# START OF Material

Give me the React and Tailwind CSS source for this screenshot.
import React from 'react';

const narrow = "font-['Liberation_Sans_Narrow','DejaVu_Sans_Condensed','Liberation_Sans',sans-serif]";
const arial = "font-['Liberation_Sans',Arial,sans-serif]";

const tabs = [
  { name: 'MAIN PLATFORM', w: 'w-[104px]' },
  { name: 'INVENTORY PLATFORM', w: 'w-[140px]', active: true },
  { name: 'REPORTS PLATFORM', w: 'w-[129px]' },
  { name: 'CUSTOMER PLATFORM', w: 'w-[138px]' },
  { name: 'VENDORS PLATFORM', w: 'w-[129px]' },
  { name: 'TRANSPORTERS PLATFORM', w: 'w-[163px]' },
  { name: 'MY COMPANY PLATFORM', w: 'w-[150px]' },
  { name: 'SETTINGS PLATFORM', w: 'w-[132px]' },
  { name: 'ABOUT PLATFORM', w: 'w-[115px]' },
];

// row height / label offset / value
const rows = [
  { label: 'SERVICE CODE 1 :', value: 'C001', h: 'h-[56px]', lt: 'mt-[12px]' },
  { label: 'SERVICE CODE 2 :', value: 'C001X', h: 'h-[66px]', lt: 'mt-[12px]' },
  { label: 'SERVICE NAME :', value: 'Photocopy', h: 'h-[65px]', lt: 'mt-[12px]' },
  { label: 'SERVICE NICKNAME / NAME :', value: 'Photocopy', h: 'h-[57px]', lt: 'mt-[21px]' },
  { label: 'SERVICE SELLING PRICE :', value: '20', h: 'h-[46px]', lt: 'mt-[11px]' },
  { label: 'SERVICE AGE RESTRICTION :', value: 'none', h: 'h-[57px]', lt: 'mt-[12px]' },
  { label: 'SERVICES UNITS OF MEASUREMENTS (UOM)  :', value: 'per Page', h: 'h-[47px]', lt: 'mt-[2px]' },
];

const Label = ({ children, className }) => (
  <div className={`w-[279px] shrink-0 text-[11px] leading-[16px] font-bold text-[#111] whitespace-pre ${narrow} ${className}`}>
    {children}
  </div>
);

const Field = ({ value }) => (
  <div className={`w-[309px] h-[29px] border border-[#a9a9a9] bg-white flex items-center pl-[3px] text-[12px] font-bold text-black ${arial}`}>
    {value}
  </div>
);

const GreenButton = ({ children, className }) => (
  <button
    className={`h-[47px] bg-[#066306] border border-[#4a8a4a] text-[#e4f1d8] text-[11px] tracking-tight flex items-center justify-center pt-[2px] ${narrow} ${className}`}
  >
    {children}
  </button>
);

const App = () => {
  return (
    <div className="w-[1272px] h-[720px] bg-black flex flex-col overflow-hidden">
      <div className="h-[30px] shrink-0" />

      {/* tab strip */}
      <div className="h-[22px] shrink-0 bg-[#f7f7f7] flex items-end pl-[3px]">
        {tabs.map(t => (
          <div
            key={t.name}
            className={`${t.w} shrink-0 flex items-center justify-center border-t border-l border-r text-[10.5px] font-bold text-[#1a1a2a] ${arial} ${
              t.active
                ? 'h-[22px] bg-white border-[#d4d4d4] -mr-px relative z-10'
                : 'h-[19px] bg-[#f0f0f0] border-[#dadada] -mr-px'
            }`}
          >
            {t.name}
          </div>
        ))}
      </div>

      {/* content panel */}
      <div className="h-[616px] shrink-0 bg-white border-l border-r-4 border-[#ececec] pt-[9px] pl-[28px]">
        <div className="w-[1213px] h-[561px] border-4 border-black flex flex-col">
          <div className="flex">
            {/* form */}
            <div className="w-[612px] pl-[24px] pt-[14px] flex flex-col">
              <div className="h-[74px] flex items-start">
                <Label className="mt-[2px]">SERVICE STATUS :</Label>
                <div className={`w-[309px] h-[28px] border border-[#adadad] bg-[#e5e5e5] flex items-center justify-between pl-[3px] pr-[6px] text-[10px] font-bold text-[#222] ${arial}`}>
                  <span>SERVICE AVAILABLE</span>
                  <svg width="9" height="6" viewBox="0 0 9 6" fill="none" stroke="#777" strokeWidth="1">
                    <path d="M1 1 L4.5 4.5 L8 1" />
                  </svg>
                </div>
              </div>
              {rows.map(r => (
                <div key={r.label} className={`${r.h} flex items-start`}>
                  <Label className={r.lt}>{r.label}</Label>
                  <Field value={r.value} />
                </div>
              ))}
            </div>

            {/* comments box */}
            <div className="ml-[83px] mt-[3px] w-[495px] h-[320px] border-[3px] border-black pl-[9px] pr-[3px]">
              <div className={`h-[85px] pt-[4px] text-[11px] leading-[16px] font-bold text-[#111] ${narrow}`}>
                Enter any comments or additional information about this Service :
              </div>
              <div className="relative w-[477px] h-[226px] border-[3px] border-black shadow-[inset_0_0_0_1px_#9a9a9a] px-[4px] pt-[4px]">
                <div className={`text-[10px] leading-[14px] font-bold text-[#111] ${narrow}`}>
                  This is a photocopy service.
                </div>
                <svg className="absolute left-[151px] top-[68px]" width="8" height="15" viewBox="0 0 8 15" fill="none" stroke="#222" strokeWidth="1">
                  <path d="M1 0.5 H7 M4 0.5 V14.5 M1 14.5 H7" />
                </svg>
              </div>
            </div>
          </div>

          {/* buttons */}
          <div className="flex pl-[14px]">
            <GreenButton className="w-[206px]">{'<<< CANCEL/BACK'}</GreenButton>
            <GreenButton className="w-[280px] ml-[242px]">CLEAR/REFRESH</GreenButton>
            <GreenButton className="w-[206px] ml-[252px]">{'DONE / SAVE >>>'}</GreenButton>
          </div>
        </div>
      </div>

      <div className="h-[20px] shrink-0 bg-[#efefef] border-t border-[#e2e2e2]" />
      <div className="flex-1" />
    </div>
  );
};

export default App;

# END OF Material

Each line in the listing above either holds the string "React" or does not; state how many do, giving the number only.

2